■ Task goal
Locate all lines in the data below that hold "page" and show them.

■ Entries
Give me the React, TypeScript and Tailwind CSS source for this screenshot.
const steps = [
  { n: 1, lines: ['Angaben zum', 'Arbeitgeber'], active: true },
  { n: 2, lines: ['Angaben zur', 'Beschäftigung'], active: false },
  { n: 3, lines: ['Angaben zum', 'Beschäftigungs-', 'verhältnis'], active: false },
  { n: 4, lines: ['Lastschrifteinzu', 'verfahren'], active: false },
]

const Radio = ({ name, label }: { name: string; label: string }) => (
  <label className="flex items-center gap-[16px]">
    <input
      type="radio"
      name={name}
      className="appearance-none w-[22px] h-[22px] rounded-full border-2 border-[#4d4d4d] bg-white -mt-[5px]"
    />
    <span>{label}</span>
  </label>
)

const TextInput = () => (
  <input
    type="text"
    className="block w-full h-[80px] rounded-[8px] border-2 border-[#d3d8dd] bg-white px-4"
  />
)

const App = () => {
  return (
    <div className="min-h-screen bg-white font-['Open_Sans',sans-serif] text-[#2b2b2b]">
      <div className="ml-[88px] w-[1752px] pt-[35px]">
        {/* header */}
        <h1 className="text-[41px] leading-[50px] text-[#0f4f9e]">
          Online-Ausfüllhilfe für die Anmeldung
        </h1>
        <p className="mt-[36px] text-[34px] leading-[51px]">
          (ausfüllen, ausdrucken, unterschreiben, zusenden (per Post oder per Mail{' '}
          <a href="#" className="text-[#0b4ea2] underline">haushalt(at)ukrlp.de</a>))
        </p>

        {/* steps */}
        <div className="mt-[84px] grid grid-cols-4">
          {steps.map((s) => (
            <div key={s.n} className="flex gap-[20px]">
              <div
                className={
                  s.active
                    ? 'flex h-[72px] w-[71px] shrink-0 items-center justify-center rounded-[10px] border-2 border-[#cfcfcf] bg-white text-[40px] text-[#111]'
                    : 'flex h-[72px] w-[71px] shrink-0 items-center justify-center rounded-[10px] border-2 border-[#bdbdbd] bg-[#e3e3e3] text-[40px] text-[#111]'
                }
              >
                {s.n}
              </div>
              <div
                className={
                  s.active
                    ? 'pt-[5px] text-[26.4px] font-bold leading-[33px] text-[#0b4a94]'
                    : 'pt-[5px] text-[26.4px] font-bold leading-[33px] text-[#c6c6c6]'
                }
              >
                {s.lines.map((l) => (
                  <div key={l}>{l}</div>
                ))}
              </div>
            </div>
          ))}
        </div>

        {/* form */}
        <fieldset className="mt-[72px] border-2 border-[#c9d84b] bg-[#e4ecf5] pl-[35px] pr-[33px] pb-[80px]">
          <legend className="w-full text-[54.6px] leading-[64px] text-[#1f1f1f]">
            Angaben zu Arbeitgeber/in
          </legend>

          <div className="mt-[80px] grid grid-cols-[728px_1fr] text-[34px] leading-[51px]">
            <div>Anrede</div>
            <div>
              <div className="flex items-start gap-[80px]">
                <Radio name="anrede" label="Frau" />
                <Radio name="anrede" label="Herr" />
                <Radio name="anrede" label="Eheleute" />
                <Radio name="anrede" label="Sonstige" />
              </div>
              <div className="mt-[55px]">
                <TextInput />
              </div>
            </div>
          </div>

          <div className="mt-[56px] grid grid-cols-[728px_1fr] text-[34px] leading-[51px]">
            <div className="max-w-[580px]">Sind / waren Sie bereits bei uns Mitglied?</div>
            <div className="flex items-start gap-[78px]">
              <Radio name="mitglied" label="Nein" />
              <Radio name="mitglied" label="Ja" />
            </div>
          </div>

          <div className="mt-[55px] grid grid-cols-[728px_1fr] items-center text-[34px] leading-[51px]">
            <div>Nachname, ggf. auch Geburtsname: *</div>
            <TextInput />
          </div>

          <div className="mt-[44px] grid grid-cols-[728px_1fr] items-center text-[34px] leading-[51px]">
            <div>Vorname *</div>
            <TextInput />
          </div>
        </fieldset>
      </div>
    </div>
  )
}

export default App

---

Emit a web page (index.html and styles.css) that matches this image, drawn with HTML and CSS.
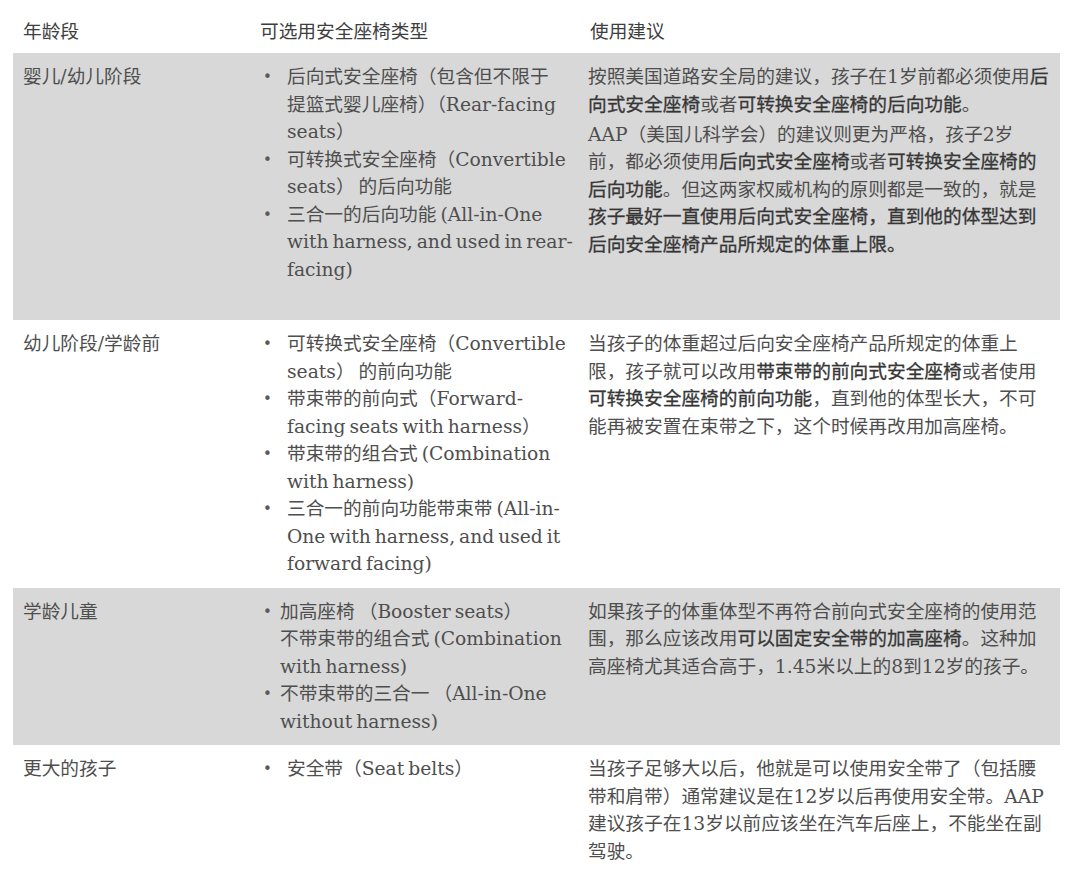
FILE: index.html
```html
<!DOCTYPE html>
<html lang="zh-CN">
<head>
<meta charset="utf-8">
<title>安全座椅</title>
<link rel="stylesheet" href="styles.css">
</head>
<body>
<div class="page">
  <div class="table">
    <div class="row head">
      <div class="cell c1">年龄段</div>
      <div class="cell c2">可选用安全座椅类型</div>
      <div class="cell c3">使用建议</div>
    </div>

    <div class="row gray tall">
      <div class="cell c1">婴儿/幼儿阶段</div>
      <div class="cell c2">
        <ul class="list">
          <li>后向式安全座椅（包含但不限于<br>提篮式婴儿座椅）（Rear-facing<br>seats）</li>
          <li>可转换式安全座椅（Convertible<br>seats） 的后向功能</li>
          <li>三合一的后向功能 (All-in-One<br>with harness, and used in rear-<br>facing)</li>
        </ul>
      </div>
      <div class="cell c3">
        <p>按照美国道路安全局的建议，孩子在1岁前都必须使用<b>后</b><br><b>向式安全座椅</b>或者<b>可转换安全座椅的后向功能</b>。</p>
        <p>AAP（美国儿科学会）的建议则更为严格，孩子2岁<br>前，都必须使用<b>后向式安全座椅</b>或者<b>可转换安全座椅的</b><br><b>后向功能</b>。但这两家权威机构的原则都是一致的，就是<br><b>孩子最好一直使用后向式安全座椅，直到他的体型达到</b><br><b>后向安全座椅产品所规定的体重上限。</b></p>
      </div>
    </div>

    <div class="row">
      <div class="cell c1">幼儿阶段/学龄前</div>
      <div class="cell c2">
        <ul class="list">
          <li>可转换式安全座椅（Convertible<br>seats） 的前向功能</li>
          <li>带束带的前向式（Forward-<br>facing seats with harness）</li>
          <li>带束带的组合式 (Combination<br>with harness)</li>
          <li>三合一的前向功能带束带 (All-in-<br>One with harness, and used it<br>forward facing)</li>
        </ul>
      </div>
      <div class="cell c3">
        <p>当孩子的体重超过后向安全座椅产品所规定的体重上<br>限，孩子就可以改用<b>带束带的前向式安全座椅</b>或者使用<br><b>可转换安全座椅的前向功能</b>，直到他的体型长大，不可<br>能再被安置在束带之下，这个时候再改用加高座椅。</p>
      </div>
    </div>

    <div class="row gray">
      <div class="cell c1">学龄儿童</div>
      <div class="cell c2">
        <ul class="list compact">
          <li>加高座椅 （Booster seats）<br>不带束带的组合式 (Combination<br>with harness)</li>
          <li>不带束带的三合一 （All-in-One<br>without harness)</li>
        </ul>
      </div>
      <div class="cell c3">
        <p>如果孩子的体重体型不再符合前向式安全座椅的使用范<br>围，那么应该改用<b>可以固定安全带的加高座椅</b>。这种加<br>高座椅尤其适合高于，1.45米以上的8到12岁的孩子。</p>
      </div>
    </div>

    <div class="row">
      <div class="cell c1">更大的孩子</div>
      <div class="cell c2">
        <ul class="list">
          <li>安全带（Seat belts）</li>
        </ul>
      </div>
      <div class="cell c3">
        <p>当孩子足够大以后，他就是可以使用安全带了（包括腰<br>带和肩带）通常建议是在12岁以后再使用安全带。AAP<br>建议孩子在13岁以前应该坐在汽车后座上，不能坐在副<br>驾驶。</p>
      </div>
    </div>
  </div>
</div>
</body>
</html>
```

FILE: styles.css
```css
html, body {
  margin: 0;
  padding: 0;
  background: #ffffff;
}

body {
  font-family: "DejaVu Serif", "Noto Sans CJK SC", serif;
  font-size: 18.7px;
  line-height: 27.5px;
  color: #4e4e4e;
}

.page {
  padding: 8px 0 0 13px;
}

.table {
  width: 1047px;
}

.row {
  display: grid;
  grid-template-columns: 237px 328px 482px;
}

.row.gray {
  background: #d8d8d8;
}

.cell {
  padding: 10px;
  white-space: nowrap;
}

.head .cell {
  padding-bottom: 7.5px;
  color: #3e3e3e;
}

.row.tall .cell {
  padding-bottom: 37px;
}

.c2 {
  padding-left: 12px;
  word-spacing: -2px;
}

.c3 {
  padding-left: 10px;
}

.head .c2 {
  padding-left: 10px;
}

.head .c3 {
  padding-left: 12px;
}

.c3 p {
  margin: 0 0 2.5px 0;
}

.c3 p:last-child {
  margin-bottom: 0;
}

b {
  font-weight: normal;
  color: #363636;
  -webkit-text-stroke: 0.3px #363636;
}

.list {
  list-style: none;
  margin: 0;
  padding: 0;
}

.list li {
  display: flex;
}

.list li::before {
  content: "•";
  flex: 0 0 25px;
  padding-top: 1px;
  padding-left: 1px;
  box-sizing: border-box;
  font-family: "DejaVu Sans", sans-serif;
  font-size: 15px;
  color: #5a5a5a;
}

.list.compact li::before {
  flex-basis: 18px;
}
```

■ Finished exercise
Emit a web page (index.html and styles.css) that matches this image, drawn with HTML and CSS.
<div class="page">
.page {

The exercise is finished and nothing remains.